Cobb & Co was opened on September 15, 1980 by Napier mayor Clyde Jeffery, who gave a brief history of the Masonic Hotel, including that his wife's parents, Stan and Lucy Nicol, had been managers for 20 years.

Lion Breweries' general manager of hotels, Bernard Lagan, said at the opening, "We expect not only to receive good value for our money but to also give our diners and guests good value for their money." He also stated that Cobb & Co was designed to retain the atmosphere of the historic Masonic.

He would be right – the public of Hawke's Bay could not get enough of the restaurant.

Once on a Tuesday night, 723 covers (diners) were served from 5pm-10pm, which was done with only three cooks in the kitchen.

Some of the staff had various names for the Cobb & Co restaurant, reflecting its fast service, such as "gobble and go", and a former waitress recalls it was all about "getting them in quick and out quick". She remembers one Christmas Day of four meal sittings, with 600 people served.

In Easter 1981, a queue formed down Marine Pde of those waiting for a table at Cobb & Co. After the Whakatu freezing works closed in 1986, the numbers started to drop off somewhat.

By the late 1980s there were 28 Cobb & Co restaurants throughout New Zealand.

Public interest in Cobb & Co began to wane with more competition from the American fast-food giants such as McDonalds, Pizza Hut and Kentucky Fried Chicken (KFC).

Lion Nathan thought a better approach would be to retain the Cobb & Co brand but franchise out the restaurants.

However, by 1997 family dining expectations had changed, the franchisees weren't making the money they had expected and the Cobb & Co chain "slowly but surely began to disintegrate", Michael Friend recalled.

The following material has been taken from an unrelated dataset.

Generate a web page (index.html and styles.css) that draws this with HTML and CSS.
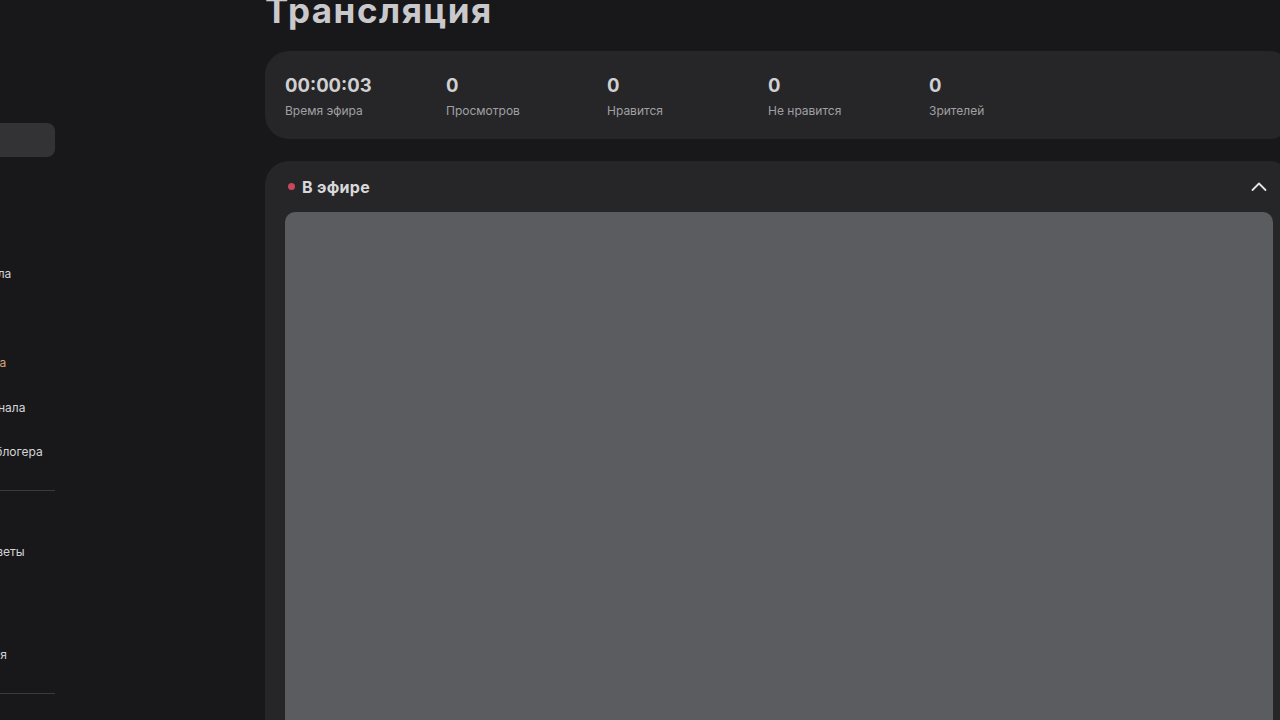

Lion Nathan would soon take back the master franchise agreement and sell that together with the brand.

The Cobb & Co was moved to Station St from the Masonic Hotel in 1997 but has since closed down.

A Cobb & Co did open on Marine Pde for a period in the 2010s but has also since closed.

The brand and business have since re-emerged and new owners Ben and Sue Gower of Tauranga have about eight restaurants operating.

From 2010 to 2014, the current owners of the Art Deco Masonic Hotel, Neil Barber and Craig Hay undertook an extensive interior restoration of the hotel back to its former Art Deco glory from past alterations, including those made for Cobb & Co. Some of the interior decorative features were remade based on the originals. The Gatsby Room in the hotel is a particular showpiece of its past splendour.